As Many Cities Tear Down Their Confederate Statues, This Alabama County Just Put Up a New One

Brittany M. Hughes | August 28, 2017

While cities and localities across the country continue to cave to left-wing pressure and rip down their own emblems of Confederate history, Alabama’s Crenshaw County is doing the exact opposite – they’re putting up a new one.

ABC reports the small Alabama town unveiled the new monument on Sunday, dedicating it to the county’s “Unknown Alabama Confederate Soldiers” who died during the Civil War.

As cities across the country tear down and relocate Confederate monuments, a county in Alabama unveils a new one. https://t.co/tiuKuXAkIa pic.twitter.com/YOqBBdRBWm

— ABC News (@ABC) August 28, 2017

The commissioning ceremony was attended by both the Sons and Daughters of the Confederacy as well as a few people in Civil War-era clothing, who looked on while the stone obelisk was unveiled from beneath a red cloth as five canon shots were fired, ABC reports.

Officials told ABC that the timing of the monument's placement is merely a coincidence, as the monument was approved and ordered a year ago and the ceremony has been in the works for months.
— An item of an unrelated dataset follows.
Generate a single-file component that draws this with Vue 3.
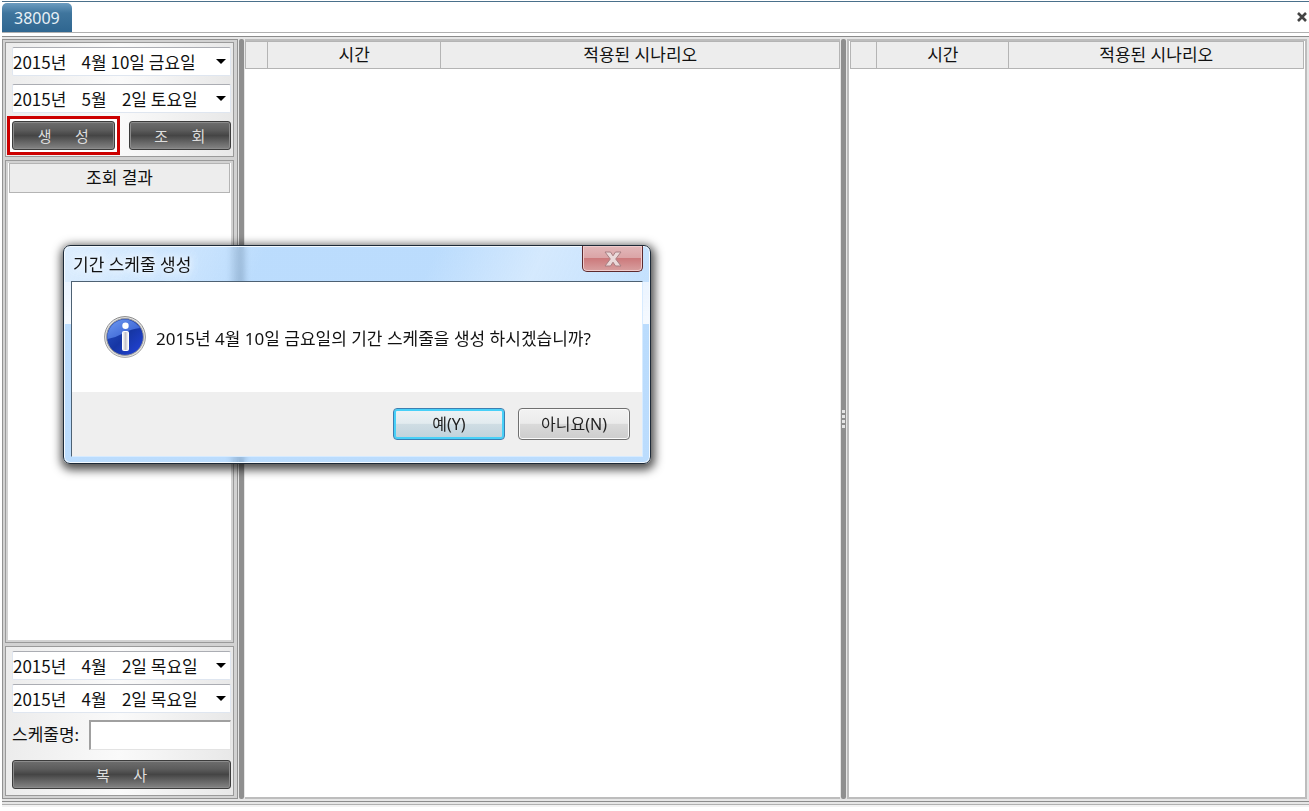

David Coggins, owner of the Confederate Veterans Memorial Park where the monument was placed, told ABC the statue has nothing to do with racism, but rather with history.

"It's important that we remember our heritage and it's very important we remember our history, for those people that forget their heritage ... are doomed to repeat it again," he said, according to the report.

While an encouragement for the vast majority of Americans who say Confederate statues should be left alone, it looks like Crenshaw County may be in the minority when it comes to preserving their historical markers. Cities including Baltimore and New Orleans have already started pulling down their own Confederate monuments, while Charlottesville has elected to cover theirs with a cloth.